# What you have to do
Transcribe the material word for word, but without the images.
★ ★ ★
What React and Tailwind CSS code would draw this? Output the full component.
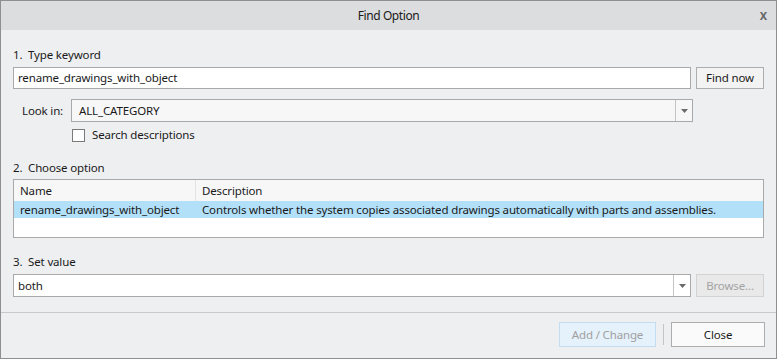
const font = { fontFamily: '"Noto Sans", "Open Sans", sans-serif' };

function Arrow() {
  return (
    <div className="w-[17px] h-full flex items-center justify-center border-l border-[#c4c4c4]">
      <svg width="7" height="4" viewBox="0 0 7 4">
        <path d="M0 0 H7 L3.5 4 Z" fill="#6b6b6b" />
      </svg>
    </div>
  );
}

export default function App() {
  return (
    <div className="w-[777px] h-[359px] bg-[#eeeff1] text-[11.5px] tracking-[-0.15px] text-[#1a1a1a] flex flex-col border border-[#8f8f8f] overflow-hidden" style={font}>
      <div className="h-[29px] shrink-0 bg-[#dcdddf] relative flex items-center justify-center">
        <span className="text-[12px] tracking-[-0.4px]">Find Option</span>
        <span className="absolute right-[9px] top-[7px] text-[11px] font-bold text-[#666]">X</span>
      </div>

      <div className="flex flex-col px-[12px]">
        <div className="mt-[17px] h-[16px] leading-[16px]">1.&nbsp; Type keyword</div>
        <div className="mt-[4px] flex gap-[5px]">
          <div className="flex-1 h-[22px] bg-white border border-[#a9a9a9] flex items-center px-[4px]">rename_drawings_with_object</div>
          <div className="w-[68px] h-[22px] bg-[#f3f3f3] border border-[#adadad] flex items-center justify-center">Find now</div>
        </div>
        <div className="mt-[10px] flex items-center">
          <span className="w-[58px] pl-[9px]">Look in:</span>
          <div className="w-[622px] h-[23px] bg-[#f7f7f7] border border-[#a9a9a9] flex items-center">
            <span className="flex-1 px-[7px]">ALL_CATEGORY</span>
            <Arrow />
          </div>
        </div>
        <div className="mt-[5px] h-[16px] ml-[59px] flex items-center gap-[7px]">
          <div className="w-[13px] h-[13px] bg-white border border-[#7a7a7a]" />
          <span>Search descriptions</span>
        </div>

        <div className="mt-[17px] h-[16px] leading-[16px]">2.&nbsp; Choose option</div>
        <div className="mt-[3px] h-[59px] bg-white border border-[#a9a9a9] flex flex-col">
          <div className="h-[21px] bg-[#f7f7f7] flex">
            <div className="w-[182px] border-r border-[#e3e3e3] flex items-center pl-[6px]">Name</div>
            <div className="flex-1 flex items-center pl-[6px]">Description</div>
          </div>
          <div className="h-[17px] bg-[#b2e0f9] flex">
            <div className="w-[182px] flex items-center pl-[6px]">rename_drawings_with_object</div>
            <div className="flex-1 flex items-center pl-[6px]">Controls whether the system copies associated drawings automatically with parts and assemblies.</div>
          </div>
        </div>

        <div className="mt-[16px] h-[16px] leading-[16px]">3.&nbsp; Set value</div>
        <div className="mt-[4px] flex gap-[5px]">
          <div className="flex-1 h-[23px] bg-white border border-[#a9a9a9] flex items-center">
            <span className="flex-1 px-[4px]">both</span>
            <Arrow />
          </div>
          <div className="w-[68px] h-[23px] bg-[#e9e9ea] border border-[#d3d3d3] text-[#a3a3a3] flex items-center justify-center">Browse...</div>
        </div>
      </div>

      <div className="mt-[15px] border-t border-[#c9c9c9] flex justify-end items-center px-[11px] pt-[9px]">
        <div className="w-[97px] h-[25px] bg-[#e5f1fb] border border-[#c3dcef] text-[#a0a0a0] flex items-center justify-center">Add / Change</div>
        <div className="w-px h-[21px] bg-[#c4c4c4] mx-[7px]" />
        <div className="w-[94px] h-[25px] bg-[#fafafa] border border-[#adadad] flex items-center justify-center">Close</div>
      </div>
    </div>
  );
}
★ ★ ★
# Result of the exercise
What React and Tailwind CSS code would draw this? Output the full component.
const font = { fontFamily: '"Noto Sans", "Open Sans", sans-serif' };

function Arrow() {
  return (
    <div className="w-[17px] h-full flex items-center justify-center border-l border-[#c4c4c4]">
      <svg width="7" height="4" viewBox="0 0 7 4">
        <path d="M0 0 H7 L3.5 4 Z" fill="#6b6b6b" />
      </svg>
    </div>
  );
}

export default function App() {
  return (
    <div className="w-[777px] h-[359px] bg-[#eeeff1] text-[11.5px] tracking-[-0.15px] text-[#1a1a1a] flex flex-col border border-[#8f8f8f] overflow-hidden" style={font}>
      <div className="h-[29px] shrink-0 bg-[#dcdddf] relative flex items-center justify-center">
        <span className="text-[12px] tracking-[-0.4px]">Find Option</span>
        <span className="absolute right-[9px] top-[7px] text-[11px] font-bold text-[#666]">X</span>
      </div>

      <div className="flex flex-col px-[12px]">
        <div className="mt-[17px] h-[16px] leading-[16px]">1.&nbsp; Type keyword</div>
        <div className="mt-[4px] flex gap-[5px]">
          <div className="flex-1 h-[22px] bg-white border border-[#a9a9a9] flex items-center px-[4px]">rename_drawings_with_object</div>
          <div className="w-[68px] h-[22px] bg-[#f3f3f3] border border-[#adadad] flex items-center justify-center">Find now</div>
        </div>
        <div className="mt-[10px] flex items-center">
          <span className="w-[58px] pl-[9px]">Look in:</span>
          <div className="w-[622px] h-[23px] bg-[#f7f7f7] border border-[#a9a9a9] flex items-center">
            <span className="flex-1 px-[7px]">ALL_CATEGORY</span>
            <Arrow />
          </div>
        </div>
        <div className="mt-[5px] h-[16px] ml-[59px] flex items-center gap-[7px]">
          <div className="w-[13px] h-[13px] bg-white border border-[#7a7a7a]" />
          <span>Search descriptions</span>
        </div>

        <div className="mt-[17px] h-[16px] leading-[16px]">2.&nbsp; Choose option</div>
        <div className="mt-[3px] h-[59px] bg-white border border-[#a9a9a9] flex flex-col">
          <div className="h-[21px] bg-[#f7f7f7] flex">
            <div className="w-[182px] border-r border-[#e3e3e3] flex items-center pl-[6px]">Name</div>
            <div className="flex-1 flex items-center pl-[6px]">Description</div>
          </div>
          <div className="h-[17px] bg-[#b2e0f9] flex">
            <div className="w-[182px] flex items-center pl-[6px]">rename_drawings_with_object</div>
            <div className="flex-1 flex items-center pl-[6px]">Controls whether the system copies associated drawings automatically with parts and assemblies.</div>
          </div>
        </div>

        <div className="mt-[16px] h-[16px] leading-[16px]">3.&nbsp; Set value</div>
        <div className="mt-[4px] flex gap-[5px]">
          <div className="flex-1 h-[23px] bg-white border border-[#a9a9a9] flex items-center">
            <span className="flex-1 px-[4px]">both</span>
            <Arrow />
          </div>
          <div className="w-[68px] h-[23px] bg-[#e9e9ea] border border-[#d3d3d3] text-[#a3a3a3] flex items-center justify-center">Browse...</div>
        </div>
      </div>

      <div className="mt-[15px] border-t border-[#c9c9c9] flex justify-end items-center px-[11px] pt-[9px]">
        <div className="w-[97px] h-[25px] bg-[#e5f1fb] border border-[#c3dcef] text-[#a0a0a0] flex items-center justify-center">Add / Change</div>
        <div className="w-px h-[21px] bg-[#c4c4c4] mx-[7px]" />
        <div className="w-[94px] h-[25px] bg-[#fafafa] border border-[#adadad] flex items-center justify-center">Close</div>
      </div>
    </div>
  );
}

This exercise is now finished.